The request =>
Provide only the number of lines in the records below that include "this".

Records shown =>
**********

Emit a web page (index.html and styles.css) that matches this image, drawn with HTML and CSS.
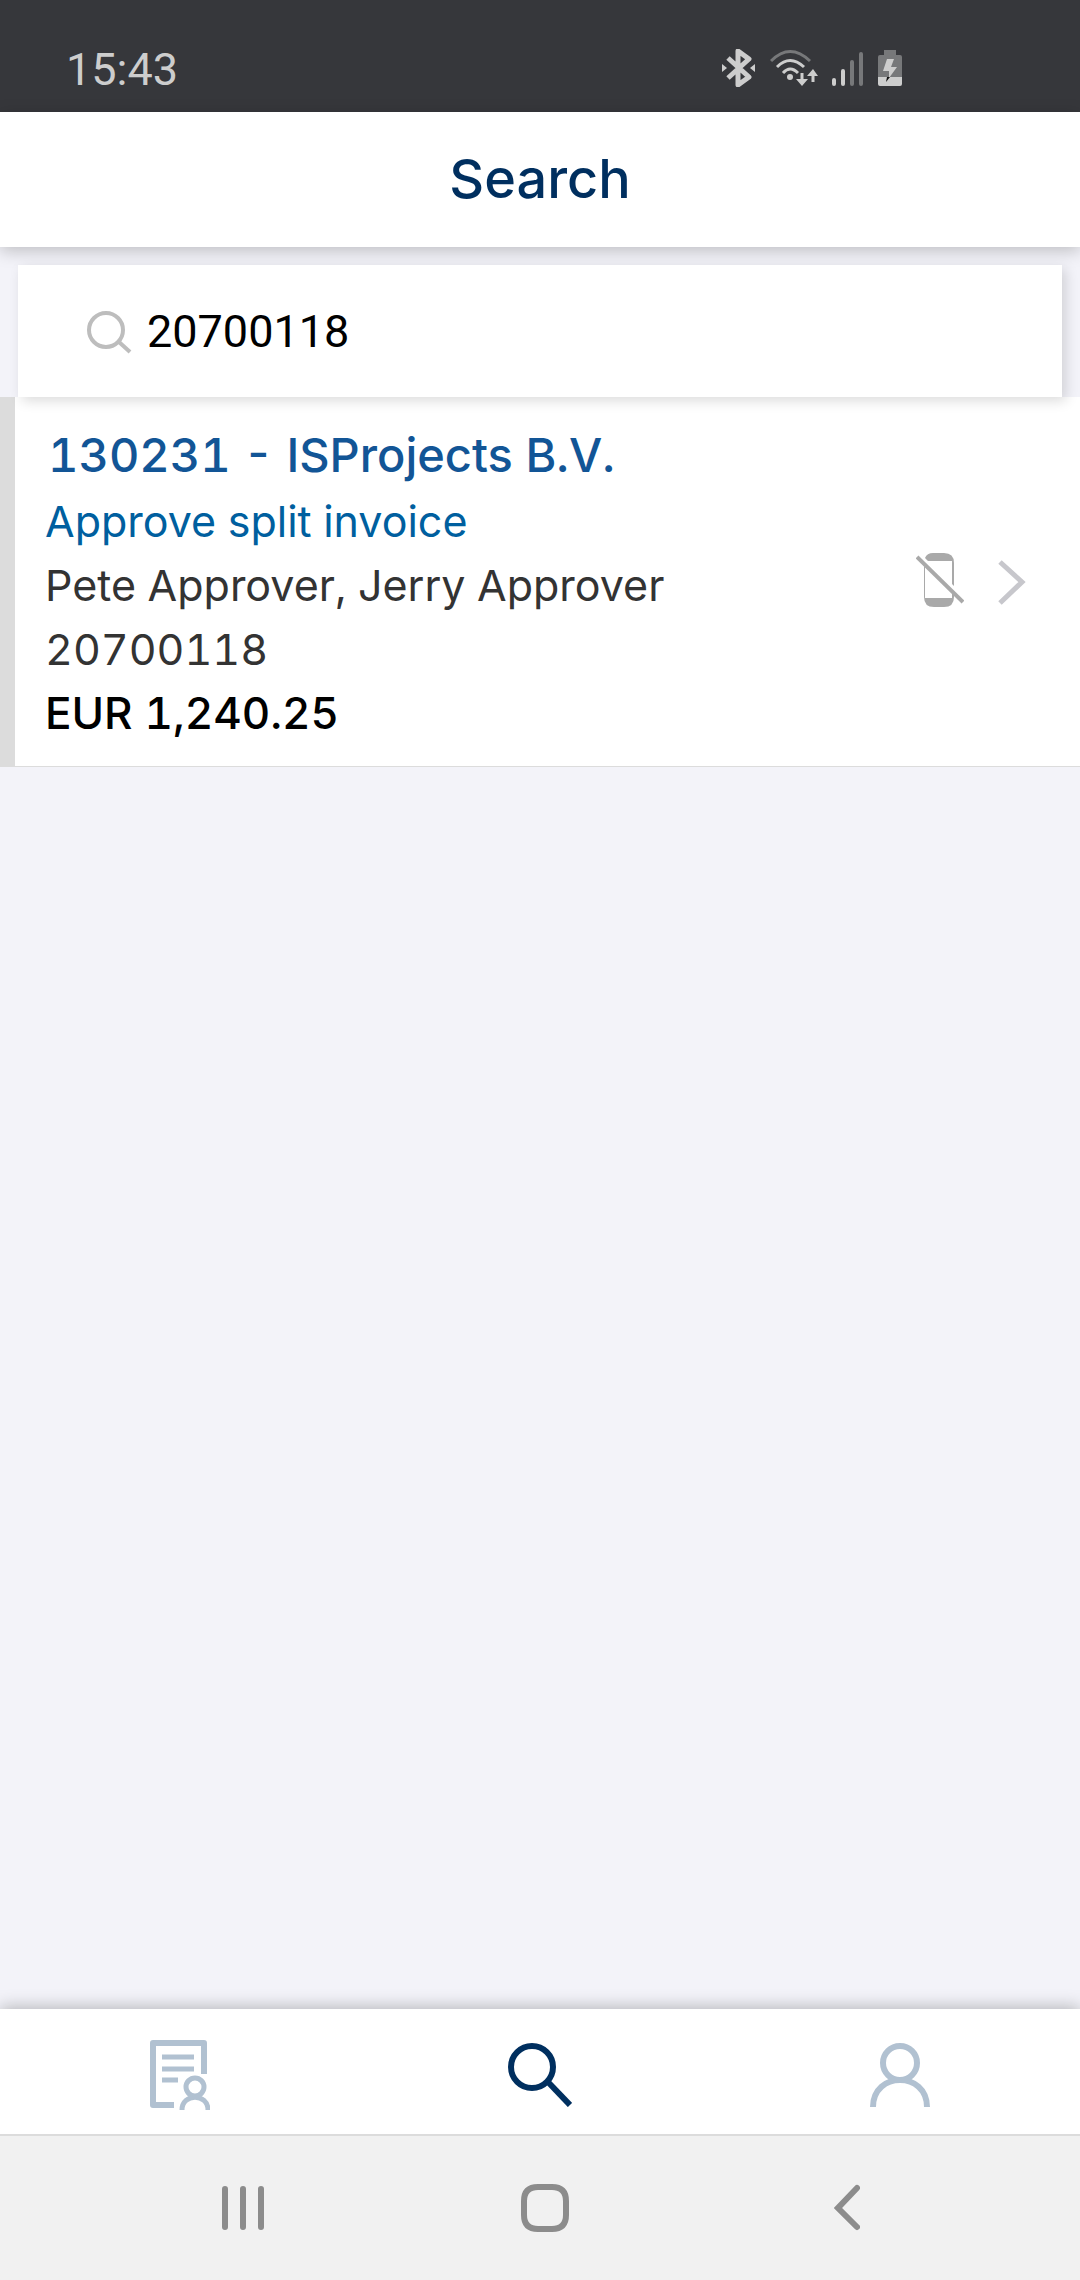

**********

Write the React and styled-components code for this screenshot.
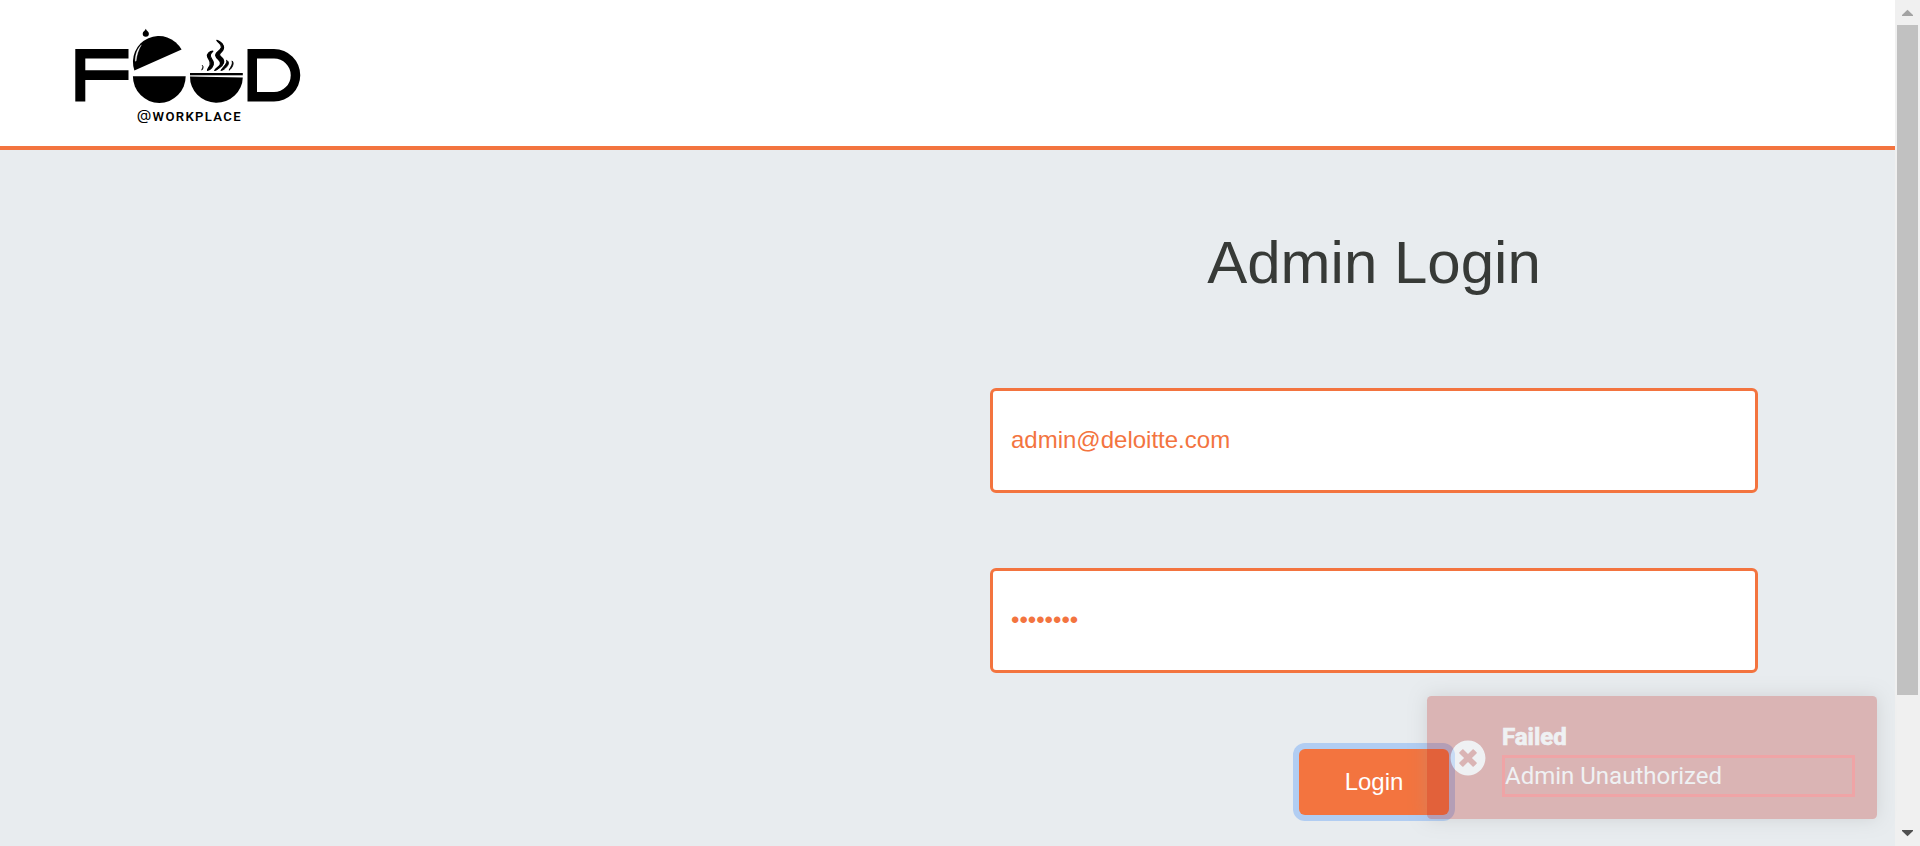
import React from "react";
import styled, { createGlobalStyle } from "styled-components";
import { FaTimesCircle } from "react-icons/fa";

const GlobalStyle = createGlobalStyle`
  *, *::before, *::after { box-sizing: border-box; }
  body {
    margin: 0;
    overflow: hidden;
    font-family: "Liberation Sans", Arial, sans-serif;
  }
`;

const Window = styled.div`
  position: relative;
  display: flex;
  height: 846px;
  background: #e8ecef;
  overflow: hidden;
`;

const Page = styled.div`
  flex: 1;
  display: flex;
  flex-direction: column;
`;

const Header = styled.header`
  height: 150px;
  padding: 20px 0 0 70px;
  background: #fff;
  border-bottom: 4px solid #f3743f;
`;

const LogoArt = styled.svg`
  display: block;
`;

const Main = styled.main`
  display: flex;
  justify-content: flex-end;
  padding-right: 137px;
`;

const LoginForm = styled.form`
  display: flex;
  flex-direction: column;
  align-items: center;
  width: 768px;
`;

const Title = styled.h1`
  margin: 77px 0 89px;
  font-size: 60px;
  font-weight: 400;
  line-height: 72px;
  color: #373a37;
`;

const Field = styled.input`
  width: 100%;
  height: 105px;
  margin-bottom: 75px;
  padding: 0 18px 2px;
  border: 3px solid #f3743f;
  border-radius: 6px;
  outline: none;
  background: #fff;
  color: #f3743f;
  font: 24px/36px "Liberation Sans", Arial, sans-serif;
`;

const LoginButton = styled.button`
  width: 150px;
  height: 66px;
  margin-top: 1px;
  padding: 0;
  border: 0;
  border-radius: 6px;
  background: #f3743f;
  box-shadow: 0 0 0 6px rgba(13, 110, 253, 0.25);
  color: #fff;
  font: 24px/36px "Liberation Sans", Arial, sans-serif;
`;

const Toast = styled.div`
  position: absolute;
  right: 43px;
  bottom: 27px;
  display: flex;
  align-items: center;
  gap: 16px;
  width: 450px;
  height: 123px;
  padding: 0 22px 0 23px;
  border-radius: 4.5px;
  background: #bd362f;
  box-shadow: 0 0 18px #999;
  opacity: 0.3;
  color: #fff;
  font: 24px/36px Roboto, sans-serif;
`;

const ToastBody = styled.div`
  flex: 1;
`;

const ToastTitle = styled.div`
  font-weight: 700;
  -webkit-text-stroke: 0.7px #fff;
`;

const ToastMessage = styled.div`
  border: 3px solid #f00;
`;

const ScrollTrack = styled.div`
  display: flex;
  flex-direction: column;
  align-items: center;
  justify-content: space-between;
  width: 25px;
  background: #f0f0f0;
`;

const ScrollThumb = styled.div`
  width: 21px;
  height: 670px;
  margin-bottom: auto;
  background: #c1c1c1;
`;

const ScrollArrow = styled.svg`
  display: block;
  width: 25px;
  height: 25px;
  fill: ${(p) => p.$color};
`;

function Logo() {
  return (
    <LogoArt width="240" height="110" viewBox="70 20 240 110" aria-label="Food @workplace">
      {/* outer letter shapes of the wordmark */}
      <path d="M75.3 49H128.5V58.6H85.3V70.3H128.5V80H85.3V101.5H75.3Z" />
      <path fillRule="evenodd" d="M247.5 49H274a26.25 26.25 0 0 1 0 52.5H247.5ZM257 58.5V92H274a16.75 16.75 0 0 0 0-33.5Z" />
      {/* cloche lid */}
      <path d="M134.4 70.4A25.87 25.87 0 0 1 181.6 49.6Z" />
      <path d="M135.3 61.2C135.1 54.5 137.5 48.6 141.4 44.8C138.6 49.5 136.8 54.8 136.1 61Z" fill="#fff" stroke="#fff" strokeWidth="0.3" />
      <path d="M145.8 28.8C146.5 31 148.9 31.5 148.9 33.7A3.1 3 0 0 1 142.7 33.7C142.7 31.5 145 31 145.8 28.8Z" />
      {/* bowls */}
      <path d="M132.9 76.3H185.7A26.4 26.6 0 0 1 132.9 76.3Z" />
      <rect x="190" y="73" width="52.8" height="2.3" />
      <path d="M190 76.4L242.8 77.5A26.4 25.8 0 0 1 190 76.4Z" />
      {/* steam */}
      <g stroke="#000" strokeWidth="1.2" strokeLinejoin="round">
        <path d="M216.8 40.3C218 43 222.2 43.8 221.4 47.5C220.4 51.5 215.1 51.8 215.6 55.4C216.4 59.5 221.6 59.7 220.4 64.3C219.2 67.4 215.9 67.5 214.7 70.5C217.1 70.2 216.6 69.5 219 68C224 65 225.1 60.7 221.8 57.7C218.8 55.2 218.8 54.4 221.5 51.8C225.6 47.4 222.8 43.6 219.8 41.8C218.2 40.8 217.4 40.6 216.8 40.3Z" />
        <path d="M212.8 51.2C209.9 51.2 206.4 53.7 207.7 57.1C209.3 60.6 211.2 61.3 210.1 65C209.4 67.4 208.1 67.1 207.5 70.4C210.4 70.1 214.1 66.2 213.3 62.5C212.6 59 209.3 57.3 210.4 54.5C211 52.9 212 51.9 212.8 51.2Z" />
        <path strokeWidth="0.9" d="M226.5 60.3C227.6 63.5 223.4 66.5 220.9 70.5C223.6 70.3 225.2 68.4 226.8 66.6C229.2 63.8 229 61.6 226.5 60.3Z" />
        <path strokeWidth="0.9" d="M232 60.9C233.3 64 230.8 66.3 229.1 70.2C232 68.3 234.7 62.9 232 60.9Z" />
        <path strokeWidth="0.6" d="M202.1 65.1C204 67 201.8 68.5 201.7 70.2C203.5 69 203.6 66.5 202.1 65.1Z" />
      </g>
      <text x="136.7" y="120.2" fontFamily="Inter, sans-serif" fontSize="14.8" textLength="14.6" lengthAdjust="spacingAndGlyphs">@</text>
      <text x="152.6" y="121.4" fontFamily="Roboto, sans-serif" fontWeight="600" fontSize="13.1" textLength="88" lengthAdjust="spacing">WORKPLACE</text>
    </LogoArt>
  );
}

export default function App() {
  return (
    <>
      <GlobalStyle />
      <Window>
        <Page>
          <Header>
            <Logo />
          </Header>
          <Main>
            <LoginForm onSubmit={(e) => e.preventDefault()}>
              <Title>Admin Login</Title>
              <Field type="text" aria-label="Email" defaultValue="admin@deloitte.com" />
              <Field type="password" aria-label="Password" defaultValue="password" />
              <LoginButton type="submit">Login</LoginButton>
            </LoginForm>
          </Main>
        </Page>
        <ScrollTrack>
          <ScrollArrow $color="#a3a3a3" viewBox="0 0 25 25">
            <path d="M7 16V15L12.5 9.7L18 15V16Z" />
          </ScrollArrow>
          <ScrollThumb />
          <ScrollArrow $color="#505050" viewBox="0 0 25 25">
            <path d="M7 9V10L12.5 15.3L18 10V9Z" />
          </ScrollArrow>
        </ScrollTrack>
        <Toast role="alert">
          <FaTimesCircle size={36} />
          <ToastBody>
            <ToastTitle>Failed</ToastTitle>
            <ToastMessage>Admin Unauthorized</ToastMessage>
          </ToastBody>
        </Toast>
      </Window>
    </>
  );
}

**********

The reply =>
2